--- EXERCISE GOAL ---
Reproduce each line bearing the word "index".

--- RECORDED DATA ---
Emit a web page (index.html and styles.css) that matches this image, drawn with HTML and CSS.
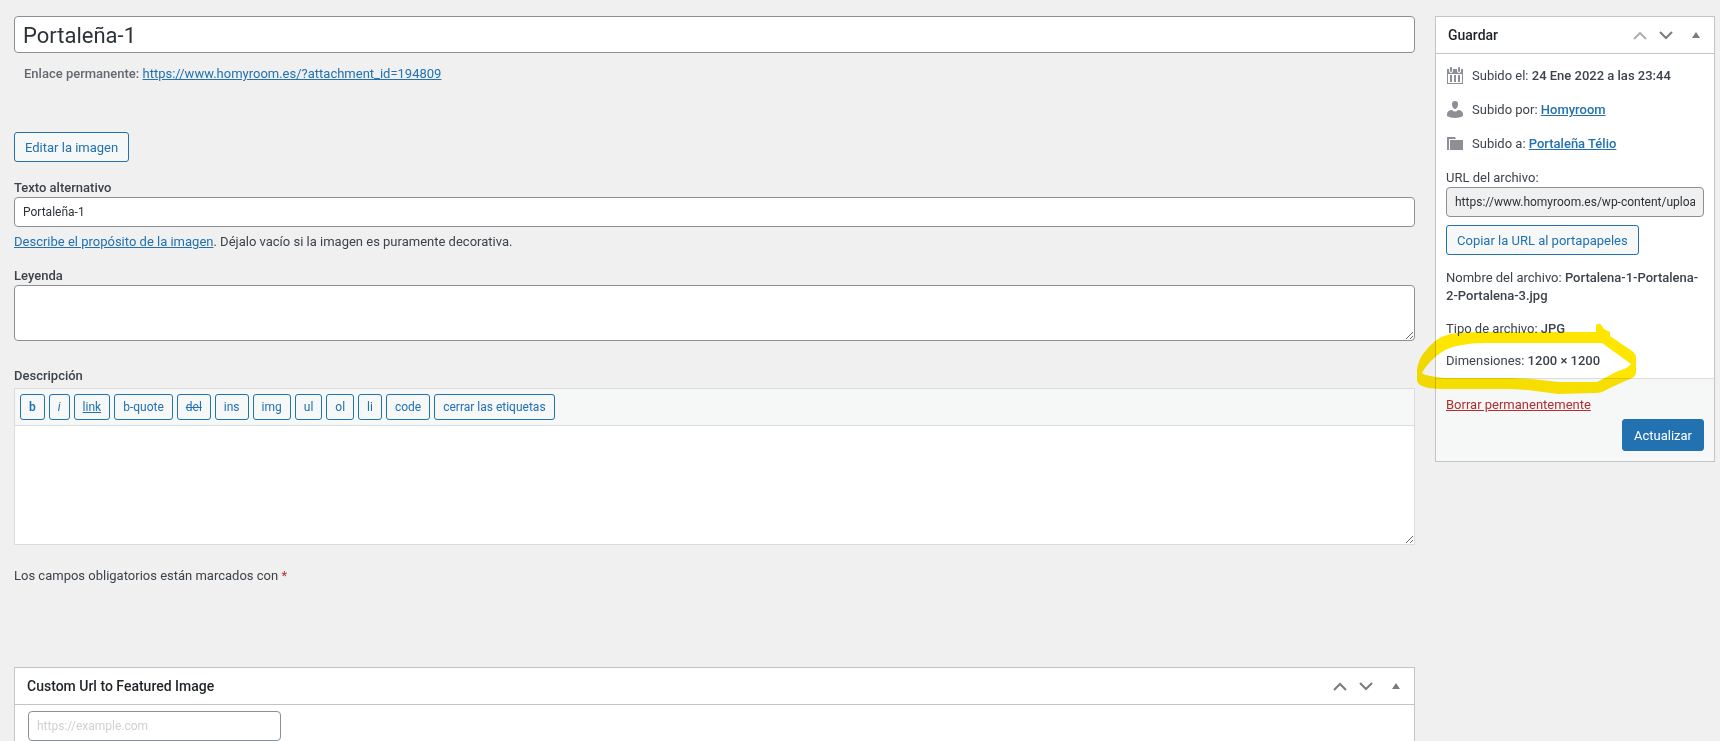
FILE: index.html
```html
<!DOCTYPE html>
<html lang="es">

<head>
	<meta charset="UTF-8">
	<meta name="viewport" content="width=device-width, initial-scale=1">
	<title>Editar medio</title>
	<link rel="stylesheet" href="styles.css">
</head>

<body>
	<form id="post">
		<div id="post-body">
			<input type="text" id="title" aria-label="Título" value="Portaleña-1">
			<p id="edit-slug"><strong>Enlace permanente:</strong> <a href="#">https://www.homyroom.es/?attachment_id=194809</a></p>

			<button type="button" class="button" id="edit-image">Editar la imagen</button>

			<div class="field">
				<label for="alt">Texto alternativo</label>
				<input type="text" id="alt" value="Portaleña-1">
				<p class="help"><a href="#">Describe el propósito de la imagen</a>. Déjalo vacío si la imagen es puramente decorativa.</p>
			</div>

			<div class="field">
				<label for="caption">Leyenda</label>
				<textarea id="caption"></textarea>
			</div>

			<div class="field description">
				<label for="content">Descripción</label>
				<div class="editor">
					<div class="quicktags">
						<button type="button" class="button small bold">b</button>
						<button type="button" class="button small italic">i</button>
						<button type="button" class="button small underline">link</button>
						<button type="button" class="button small">b-quote</button>
						<button type="button" class="button small strike">del</button>
						<button type="button" class="button small">ins</button>
						<button type="button" class="button small">img</button>
						<button type="button" class="button small">ul</button>
						<button type="button" class="button small">ol</button>
						<button type="button" class="button small">li</button>
						<button type="button" class="button small">code</button>
						<button type="button" class="button small">cerrar las etiquetas</button>
					</div>
					<textarea id="content"></textarea>
				</div>
			</div>

			<p class="required-note">Los campos obligatorios están marcados con <span class="required">*</span></p>

			<div class="postbox" id="custom-url">
				<div class="postbox-header">
					<h2>Custom Url to Featured Image</h2>
					<div class="handle-actions">
						<button type="button" aria-label="Subir"><svg width="14" height="9" viewBox="0 0 14 9"><path d="M1 8l6-6 6 6"/></svg></button>
						<button type="button" aria-label="Bajar"><svg width="14" height="9" viewBox="0 0 14 9"><path d="M1 1l6 6 6-6"/></svg></button>
						<button type="button" class="toggle" aria-label="Alternar panel"><svg width="8" height="9" viewBox="0 0 8 9"><path d="M4 1l4 6H0z"/></svg></button>
					</div>
				</div>
				<div class="inside">
					<input type="url" aria-label="Custom Url" placeholder="https://example.com">
				</div>
			</div>
		</div>

		<div id="side">
			<div class="postbox">
				<div class="postbox-header">
					<h2>Guardar</h2>
					<div class="handle-actions">
						<button type="button" class="off" aria-label="Subir"><svg width="14" height="9" viewBox="0 0 14 9"><path d="M1 8l6-6 6 6"/></svg></button>
						<button type="button" aria-label="Bajar"><svg width="14" height="9" viewBox="0 0 14 9"><path d="M1 1l6 6 6-6"/></svg></button>
						<button type="button" class="toggle" aria-label="Alternar panel"><svg width="8" height="9" viewBox="0 0 8 9"><path d="M4 1l4 6H0z"/></svg></button>
					</div>
				</div>
				<div class="misc">
					<p class="row">
						<svg class="icon" width="18" height="18" viewBox="0 0 18 18">
							<path fill-rule="evenodd" d="M1 2h16v15H1zM2 7v9h14V7z"/>
							<path d="M4 8h2v7H4zM8 8h2v7H8zM12 8h2v7h-2z"/>
							<path class="ring" d="M3 0h4v4a2 2 0 0 1-4 0zM11 0h4v4a2 2 0 0 1-4 0z"/>
							<path d="M4 1a1 1 0 0 1 2 0v3a1 1 0 0 1-2 0zM12 1a1 1 0 0 1 2 0v3a1 1 0 0 1-2 0z"/>
						</svg>
						<span>Subido el: <b>24 Ene 2022 a las 23:44</b></span>
					</p>
					<p class="row">
						<svg class="icon" width="18" height="18" viewBox="0 0 18 18"><path d="M9 0c2 0 3 1 3 3S11 8 9 8 6 5 6 3s1-3 3-3zM6 9q3 3 6 0c3 0 5 2 5 4v2c-2 1-5 2-8 2s-6-1-8-2v-2c0-2 2-4 5-4z"/></svg>
						<span>Subido por: <a href="#"><b>Homyroom</b></a></span>
					</p>
					<p class="row">
						<svg class="icon" width="18" height="18" viewBox="0 0 18 18"><path d="M1 2h8l1 2H3v11H1zM4 5h13v10H4z"/></svg>
						<span>Subido a: <a href="#"><b>Portaleña Télio</b></a></span>
					</p>
					<div class="file-url">
						<label for="url">URL del archivo:</label>
						<input type="text" id="url" readonly value="https://www.homyroom.es/wp-content/uploads/2022/01/Portalena-1-Portalena-2-Portalena-3.jpg">
						<button type="button" class="button">Copiar la URL al portapapeles</button>
					</div>
					<p>Nombre del archivo: <b>Portalena-1-Portalena-2-Portalena-3.jpg</b></p>
					<p>Tipo de archivo: <b>JPG</b></p>
					<div class="dimensions">
						Dimensiones: <b>1200 × 1200</b>
						<!-- highlighter loop round the dimensions -->
						<svg class="marker" width="222" height="72" viewBox="0 0 222 72"><path fill-rule="evenodd" d="M2 46Q4 36 8 31Q14 23 20 18Q27 13 35 11Q47 9 62 9H181V2Q185-1 187 3L189 6L195 9V13L217 28Q221 31 221 35V49Q221 53 217 55L197 64L187 69Q184 70 180 70L143 71L113 67L97 66H30Q16 66 10 64Q2 62 2 57ZM7 50Q9 53 30 55H97L117 56L143 59H182L203 48Q212 46 216 41L187 20H70Q56 20 47 22Q38 23 30 27Q23 31 17 37Q10 44 7 50Z"/></svg>
					</div>
				</div>
				<div class="actions">
					<a class="delete" href="#">Borrar permanentemente</a>
					<button type="submit" class="button primary">Actualizar</button>
				</div>
			</div>
		</div>
	</form>
</body>

</html>
```
FILE: styles.css
```css
* {
	box-sizing: border-box;
}
body {
	margin: 0;
	background: #f0f0f0;
	color: #3c434a;
	font-family: Roboto, "Open Sans", sans-serif;
	font-size: 13px;
	line-height: 18px;
}
p, h2 {
	margin: 0;
}
b, strong, h2 {
	font-weight: 500;
}
a {
	color: #2271b1;
}
input, textarea, button {
	font-family: inherit;
	margin: 0;
}
input, textarea {
	display: block;
	width: 100%;
	border: 1px solid #8c8f94;
	border-radius: 4px;
	background: #fff;
	color: #2c3338;
	font-size: 12px;
	padding: 0 8px;
}
input {
	height: 30px;
}
textarea {
	resize: vertical;
}
#post {
	display: grid;
	grid-template-columns: minmax(0, 1fr) 280px;
	gap: 20px;
	align-items: start;
	padding: 16px 5px 0 14px;
}
#title {
	height: 37px;
	padding-top: 2px;
	font-size: 22px;
}
#edit-slug {
	margin: 12px 10px 0;
	color: #646970;
}
.button {
	height: 30px;
	padding: 0 10px;
	border: 1px solid #2271b1;
	border-radius: 3px;
	background: #f6f7f7;
	color: #2271b1;
	font-size: 13px;
	white-space: nowrap;
	cursor: pointer;
}
#edit-image {
	margin: 49px 0 17px;
}
.field label {
	display: block;
	font-weight: 500;
}
.help {
	margin: 6px 0 16px;
}
#caption {
	height: 56px;
}
.description {
	margin-top: 26px;
}
.editor {
	margin-top: 3px;
	border: 1px solid #dcdcde;
}
.quicktags {
	display: flex;
	flex-wrap: wrap;
	gap: 4px;
	padding: 5px;
	background: #f6f7f7;
	border-bottom: 1px solid #dcdcde;
}
.small {
	height: 26px;
	padding: 0 8px;
	font-size: 12px;
}
.bold {
	font-weight: 600;
}
.italic {
	font-style: italic;
}
.underline {
	text-decoration: underline;
}
.strike {
	text-decoration: line-through;
}
#content {
	height: 118px;
	border: 0;
	border-radius: 0;
}
.required-note {
	margin: 22px 0 82px;
}
.required {
	color: #b32d2e;
}
.postbox {
	border: 1px solid #c3c4c7;
	background: #fff;
}
.postbox-header {
	display: flex;
	justify-content: space-between;
	align-items: center;
	height: 37px;
	padding: 0 8px 0 12px;
	border-bottom: 1px solid #c3c4c7;
}
.postbox-header h2 {
	font-size: 14px;
	color: #1d2327;
}
.handle-actions {
	display: flex;
	align-items: center;
}
.handle-actions button {
	display: flex;
	width: 26px;
	padding: 0 6px;
	border: 0;
	background: none;
	cursor: pointer;
}
.handle-actions path {
	fill: none;
	stroke: #787c82;
	stroke-width: 2;
}
.handle-actions .off {
	opacity: .6;
}
.handle-actions .toggle {
	width: 20px;
	margin-left: 7px;
}
.handle-actions .toggle path {
	fill: #787c82;
	stroke: none;
}
.inside {
	padding: 6px 13px 12px;
}
.inside input {
	width: 253px;
}
.inside input::placeholder {
	color: #d0d0d0;
}
.misc {
	padding: 5px 10px 8px;
}
.misc p {
	padding: 8px 0 7px;
}
.misc .row {
	display: flex;
	gap: 8px;
	padding: 8px 0;
}
.icon {
	fill: #8c8f94;
}
.icon .ring {
	fill: #fff;
}
.file-url {
	padding: 8px 0 6px;
}
.file-url label {
	display: block;
}
.file-url input {
	margin-bottom: 8px;
	background: #f0f0f1;
}
.dimensions {
	position: relative;
	padding-top: 7px;
}
.marker {
	position: absolute;
	left: -31px;
	top: -22px;
	fill: #ffe600;
	mix-blend-mode: multiply;
	pointer-events: none;
}
.actions {
	padding: 17px 10px 10px;
	border-top: 1px solid #dcdcde;
	background: #f6f7f7;
}
.delete {
	display: block;
	width: max-content;
	color: #b32d2e;
}
.primary {
	display: block;
	height: 32px;
	margin: 5px 0 0 auto;
	padding: 0 11px;
	background: #2271b1;
	color: #fff;
}
```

--- REPLY TO THE EXERCISE ---
Emit a web page (index.html and styles.css) that matches this image, drawn with HTML and CSS.
FILE: index.html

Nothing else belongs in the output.